O Ministério da Cultura vai abrir um processo de classificação da obra fonográfica do músico José Afonso, como “conjunto de bens móveis de interesse nacional”.
Esta é a primeira vez que a Direcção-Geral do Património Cultural (DGPC) inicia um processo de classificação de uma obra fonográfica, revelou o Ministério da Cultura em comunicado, na véspera de se assinalar o 91.º aniversário do nascimento de José Afonso.
Segundo a tutela, o processo de classificação ajudará a “consolidar informação relativa à obra gravada, publicada ou não, do artista”.
A decisão, hoje anunciada, surge um ano depois de o parlamento ter aprovado um projecto de resolução do Partido Comunista Português (PCP) que recomendava ao Governo a classificação da obra de José Afonso como de interesse nacional, com vista à sua reedição e divulgação.
Há um ano, também a Associação José Afonso (AJA) reuniu mais de 11 000 assinaturas numa petição pública que apelava à mesma decisão.
Na altura, em nota divulgada à Lusa, a família de José Afonso, detentora dos direitos da obra musical, manifestava o apoio à classificação da obra e recordava que estava a “colaborar directamente com o Ministério da Cultura, desde 2018”, para que se desenvolvesse o processo.
“Espera-se que este processo resulte, não apenas no reconhecimento oficial da importância maior desta obra, mas também na sua eficaz protecção e preservação para as gerações vindouras”, sustentou a família.

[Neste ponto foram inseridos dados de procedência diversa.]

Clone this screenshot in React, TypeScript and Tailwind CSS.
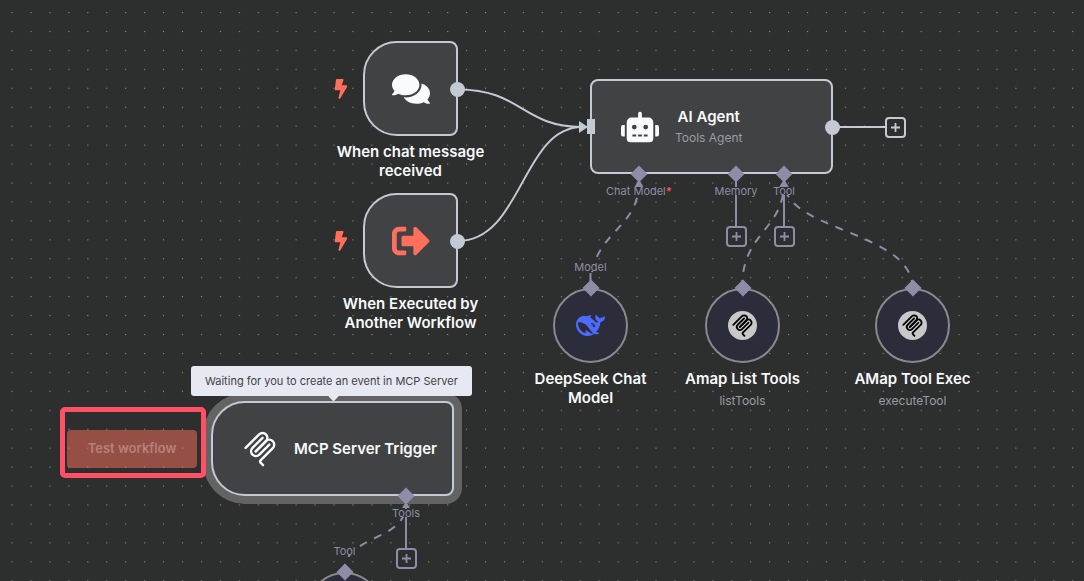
import type { ReactNode } from "react";
import { FaBolt, FaComments, FaRobot, FaSignOutAlt } from "react-icons/fa";

function McpIcon({ className }: { className: string }) {
  return (
    <svg
      viewBox="0 0 180 180"
      className={className}
      fill="none"
      stroke="currentColor"
      strokeLinecap="round"
      aria-hidden="true"
    >
      <path d="M18 84.8528L85.8822 16.9706C95.2548 7.59798 110.451 7.59798 119.823 16.9706C129.196 26.3431 129.196 41.5391 119.823 50.9117L68.5581 102.177" />
      <path d="M69.2652 101.47L119.823 50.9117C129.196 41.5391 144.392 41.5391 153.765 50.9117L154.118 51.2652C163.491 60.6378 163.491 75.8338 154.118 85.2063L92.7248 146.6C89.6006 149.724 89.6006 154.789 92.7248 157.913L105.331 170.52" />
      <path d="M102.853 33.9411L52.6482 84.1457C43.2756 93.5183 43.2756 108.714 52.6482 118.087C62.0208 127.459 77.2167 127.459 86.5893 118.087L136.794 67.8822" />
    </svg>
  );
}

function DeepSeekIcon() {
  return (
    <svg viewBox="0 0 24 24" className="size-[29px] text-[#4d6bfe]" fill="currentColor" aria-hidden="true">
      <path d="M23.748 4.482c-.254-.124-.364.113-.512.234-.051.039-.094.09-.137.136-.372.397-.806.657-1.373.626-.829-.046-1.537.214-2.163.848-.133-.782-.575-1.248-1.247-1.548-.352-.156-.708-.311-.955-.65-.172-.241-.219-.51-.305-.774-.055-.16-.11-.323-.293-.35-.2-.031-.278.136-.356.276-.313.572-.434 1.202-.422 1.84.027 1.436.633 2.58 1.838 3.393.137.093.172.187.129.323-.082.28-.18.552-.266.833-.055.179-.137.217-.329.14a5.526 5.526 0 01-1.736-1.18c-.857-.828-1.631-1.742-2.597-2.458a11.365 11.365 0 00-.689-.471c-.985-.957.13-1.743.388-1.836.27-.098.093-.432-.779-.428-.872.004-1.67.295-2.687.684a3.055 3.055 0 01-.465.137 9.597 9.597 0 00-2.883-.102c-1.885.21-3.39 1.102-4.497 2.623C.082 8.606-.231 10.684.152 12.85c.403 2.284 1.569 4.175 3.36 5.653 1.858 1.533 3.997 2.284 6.438 2.14 1.482-.085 3.133-.284 4.994-1.86.47.234.962.327 1.78.397.63.059 1.236-.03 1.705-.128.735-.156.684-.837.419-.961-2.155-1.004-1.682-.595-2.113-.926 1.096-1.296 2.746-2.642 3.392-7.003.05-.347.007-.565 0-.845-.004-.17.035-.237.23-.256a4.173 4.173 0 001.545-.475c1.396-.763 1.96-2.015 2.093-3.517.02-.23-.004-.467-.247-.588zM11.581 18c-2.089-1.642-3.102-2.183-3.52-2.16-.392.024-.321.471-.235.763.09.288.207.486.371.739.114.167.192.416-.113.603-.673.416-1.842-.14-1.897-.167-1.361-.802-2.5-1.86-3.301-3.307-.774-1.393-1.224-2.887-1.298-4.482-.02-.386.093-.522.477-.592a4.696 4.696 0 011.529-.039c2.132.312 3.946 1.265 5.468 2.774.868.86 1.525 1.887 2.202 2.891.72 1.066 1.494 2.082 2.48 2.914.348.292.625.514.891.677-.802.09-2.14.11-3.054-.614zm1-6.44a.306.306 0 01.415-.287.302.302 0 01.2.288.306.306 0 01-.31.307.303.303 0 01-.304-.308zm3.11 1.596c-.2.081-.399.151-.59.16a1.245 1.245 0 01-.798-.254c-.274-.23-.47-.358-.552-.758a1.73 1.73 0 01.016-.588c.07-.327-.008-.537-.239-.727-.187-.156-.426-.199-.688-.199a.559.559 0 01-.254-.078c-.11-.054-.2-.19-.114-.358.028-.054.16-.186.192-.21.356-.202.767-.136 1.146.016.352.144.618.408 1.001.782.391.451.462.576.685.914.176.265.336.537.445.848.067.195-.019.354-.25.452z" />
    </svg>
  );
}

function McpBadge() {
  return (
    <span className="flex size-[29px] items-center justify-center rounded-full bg-[#c8c8c8] text-black">
      <McpIcon className="size-[23px] stroke-14" />
    </span>
  );
}

function Grid() {
  return (
    <svg className="absolute inset-0 size-full" aria-hidden="true">
      <defs>
        <pattern id="dots" x="11.5" y="12" width="18.94" height="18.94" patternUnits="userSpaceOnUse">
          <rect width="1.1" height="1.1" fill="#8c8d8d" />
        </pattern>
      </defs>
      <rect width="100%" height="100%" fill="url(#dots)" />
    </svg>
  );
}

function Edges() {
  return (
    <svg className="absolute inset-0 size-full" fill="none" strokeWidth="2" aria-hidden="true">
      <g stroke="#c3c9d5">
        <path d="M458 89.5C522 89.500 522 127 582 127" />
        <path d="M458 241C522 241 522 127 582 127" />
        <path d="M833 127H885" />
      </g>
      <path d="M579 121L588 127L579 133Z" fill="#c3c9d5" />
      <g stroke="#8d8da8">
        <path d="M736 174V226" />
        <path d="M784 174V226" />
        <path d="M406 496V548" />
        <path d="M590.500 273V288" />
        <g strokeDasharray="8 8">
          <path d="M590.500 288C590.500 231 639 231 639 182" />
          <path d="M742 288C742 231 784 231 784 182" />
          <path d="M912.500 288C912.500 231 784 231 784 182" />
          <path d="M344 572C344 534 406 542 406 504" />
        </g>
      </g>
      <g fill="#8d8da8">
        <path d="M639 179L644 188H634Z" />
        <path d="M784 179L790 189H778Z" />
        <path d="M406 501L410 508H402Z" />
      </g>
    </svg>
  );
}

function Title({ children }: { children: ReactNode }) {
  return <h2 className="text-[15px] leading-[19px] font-semibold text-[#f8f9fb]">{children}</h2>;
}

function Diamond() {
  return <span className="relative size-3 shrink-0 rotate-45 bg-[#8d8da8]" />;
}

function PortLabel({ children }: { children: ReactNode }) {
  return (
    <span className="relative bg-[#2d2e2e] text-[11px] leading-2 whitespace-nowrap text-[#8d8da8]">{children}</span>
  );
}

function AddButton({ className, label }: { className: string; label: string }) {
  return (
    <button
      type="button"
      aria-label={label}
      className={`flex size-[21px] shrink-0 items-center justify-center rounded-[4px] border-2 border-current bg-[#2d2e2e] ${className}`}
    >
      <svg viewBox="0 0 9 9" className="size-[9px]" stroke="currentColor" strokeWidth="1.8" aria-hidden="true">
        <path d="M4.5 0V9M0 4.500H9" />
      </svg>
    </button>
  );
}

function InputPort({ className, label, addLabel }: { className: string; label: ReactNode; addLabel?: string }) {
  return (
    <div className={`flex flex-col items-center ${className}`}>
      <Diamond />
      <div className="flex flex-col pt-[7px] pb-[31px]">
        <PortLabel>{label}</PortLabel>
      </div>
      {addLabel && <AddButton className="text-[#8d8da8]" label={addLabel} />}
    </div>
  );
}

function TriggerNode({ className, icon, children }: { className: string; icon: ReactNode; children: ReactNode }) {
  return (
    <section className={`absolute flex flex-col items-center gap-[6px] text-center ${className}`}>
      <div className="flex items-center gap-3 pr-8">
        <FaBolt className="size-5 text-[#ff6f5c]" />
        <div className="relative flex size-[95px] items-center justify-center rounded-l-[34px] rounded-r-[8px] border-2 border-[#c3c9d5] bg-[#414244]">
          {icon}
          <span className="absolute top-[39px] -right-[9px] size-[15px] rounded-full bg-[#c3c9d5]" />
        </div>
      </div>
      <Title>{children}</Title>
    </section>
  );
}

function RoundNode({
  className,
  port,
  icon,
  title,
  subtitle,
}: {
  className: string;
  port?: string;
  icon?: ReactNode;
  title?: ReactNode;
  subtitle?: string;
}) {
  return (
    <section className={`absolute flex w-[141px] flex-col items-center text-center ${className}`}>
      <div className="flex h-[19px] flex-col">{port && <PortLabel>{port}</PortLabel>}</div>
      <div className="z-10 -mb-[6px] flex">
        <Diamond />
      </div>
      <div className="flex size-[75px] shrink-0 items-center justify-center rounded-full border-2 border-[#89898d] bg-[#2c2d3b]">
        {icon}
      </div>
      {title && (
        <div className="pt-[6px]">
          <Title>{title}</Title>
        </div>
      )}
      {subtitle && <p className="pt-[5px] text-[12px] leading-4 text-[#9a9ca3]">{subtitle}</p>}
    </section>
  );
}

export default function App() {
  return (
    <main className="relative h-screen w-full overflow-hidden bg-[#2d2e2e] font-['Inter',sans-serif]">
      <Grid />
      <Edges />

      <TriggerNode className="top-[41px] left-[331px]" icon={<FaComments className="size-[38px] text-[#fafbfd]" />}>
        When chat message
        <br />
        received
      </TriggerNode>
      <TriggerNode className="top-[193px] left-[331px]" icon={<FaSignOutAlt className="size-[38px] text-[#ff6f5c]" />}>
        When Executed by
        <br />
        Another Workflow
      </TriggerNode>

      <section className="absolute top-[79px] left-[590px] flex w-[243px] flex-col">
        <div className="relative flex h-[95px] items-center gap-4 rounded-[8px] border-2 border-[#c3c9d5] bg-[#414244] pl-[29px]">
          <FaRobot className="size-[38px] text-[#fafbfd]" />
          <div className="flex flex-col items-center gap-1">
            <Title>AI Agent</Title>
            <p className="text-[12px] leading-4 text-[#9a9ca3]">Tools Agent</p>
          </div>
          <span className="absolute top-[38px] -left-[5px] h-[15px] w-2 bg-[#c3c9d5]" />
          <div className="absolute top-[39px] left-[233px] flex items-center gap-[45px]">
            <span className="size-[15px] rounded-full bg-[#c3c9d5]" />
            <AddButton className="-my-[3px] text-[#c3c9d5]" label="Add node after AI Agent" />
          </div>
        </div>
        <div className="-mt-[6px] flex">
          <InputPort
            className="mr-6 w-[98px]"
            label={
              <>
                Chat Model<span className="font-bold text-[#ff4d5e]">*</span>
              </>
            }
          />
          <InputPort className="w-12" label="Memory" addLabel="Add memory" />
          <InputPort className="w-12" label="Tool" addLabel="Add tool" />
        </div>
      </section>

      <RoundNode
        className="top-[263px] left-[520px]"
        port="Model"
        icon={<DeepSeekIcon />}
        title={
          <>
            DeepSeek Chat
            <br />
            Model
          </>
        }
      />
      <RoundNode className="top-[263px] left-[672px]" icon={<McpBadge />} title="Amap List Tools" subtitle="listTools" />
      <RoundNode className="top-[263px] left-[842px]" icon={<McpBadge />} title="AMap Tool Exec" subtitle="executeTool" />

      <section className="absolute top-[401px] left-[211px] flex w-[243px] flex-col">
        <div className="flex h-[95px] items-center gap-4 rounded-l-[34px] rounded-r-[8px] border-2 border-[#c3c9d5] bg-[#414244] pl-[29px] ring-8 ring-[#636363]">
          <McpIcon className="size-9 stroke-12 text-[#fafbfd]" />
          <Title>MCP Server Trigger</Title>
        </div>
        <div className="-mt-[6px] flex justify-end pr-6">
          <InputPort className="w-12" label="Tools" addLabel="Add MCP tool" />
        </div>
      </section>
      <RoundNode className="top-[547px] left-[274px]" port="Tool" />

      <div
        role="tooltip"
        className="absolute top-[366px] left-[191px] rounded-[3px] bg-[#e6e9f2] px-[14px] py-[7px] text-[11px] leading-4 whitespace-nowrap text-[#414244]"
      >
        Waiting for you to create an event in MCP Server
        <span className="absolute -bottom-[4px] left-[139px] size-[7px] rotate-45 bg-[#e6e9f2]" />
      </div>

      <div className="absolute top-[407px] left-[60px] rounded-[5px] border-5 border-[#ff5065] pt-[18px] pr-1 pb-[5px] pl-[2px]">
        <button
          type="button"
          disabled
          className="block h-[38px] w-[130px] rounded-[4px] bg-[#ff6f5c]/50 text-[13px] font-semibold text-white/30"
        >
          Test workflow
        </button>
      </div>
    </main>
  );
}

Ainda em 2019, a ministra da Cultura, Graça Fonseca, afirmava publicamente que não foi por falta de vontade que o processo de classificação não se iniciou mais cedo, mas porque não existia acesso às ‘masters’ e ao conteúdo das gravações originais de José Afonso.
Quando foi lançada a petição de pedido de salvaguarda, o presidente da AJA, Francisco Fanhais, explicava que se estava perante “um imbróglio jurídico”, porque a Movieplay, a editora que detém os direitos comerciais da obra de José Afonso, estava “em situação de insolvência” e não se sabia “do paradeiro dos ‘masters’ das músicas gravadas pelo Zeca Afonso”, comprometendo a sua reedição.
Com a decisão de abertura do processo de classificação, o Ministério da Cultura afirma, hoje, que “ficam também criadas as possibilidades técnicas e processuais para que qualquer cidadão possa, a partir de agora, propor a classificação de um bem ou de um conjunto de bens fonográficos”.
Segundo a tutela, a possibilidade de se poder classificação um bem fonográfico faz parte de uma estratégia para o património sonoro, da qual constam medidas como “a criação de bases legais e técnicas relativas ao património sonoro, como é o caso do Arquivo Nacional do Som”.
José Afonso nasceu em 02 de Agosto de 1929, em Aveiro, e começou a cantar enquanto estudante em Coimbra, tendo gravado os primeiros discos no início dos anos 1950 com fados de Coimbra, pela Alvorada, “dos quais não existem hoje exemplares”, refere a associação na biografia oficial do músico.
“Voz de um povo sofrido, voz de denúncia, voz de inquietude. Voz sinete da revolução de Abril”, como descreve a AJA, José Afonso gravou álbuns como “Cantares do Andarilho”, “Traz Outro Amigo Também”, “Cantigas do Maio”, “Venham Mais Cinco” e “Coro dos Tribunais”.
Autor de “Grândola, Vila Morena”, uma das canções escolhidas para anunciar a revolução de Abril de 1974, José Afonso morreu a 23 de Fevereiro de 1987, em Setúbal, de esclerose lateral amiotrófica, diagnosticada cinco anos antes.
Amanhã (02), dia em que José Afonso completaria 91 anos, será descerrada uma estátua em tamanho real do cantautor em Belmonte, por lá ter vivido em jovem.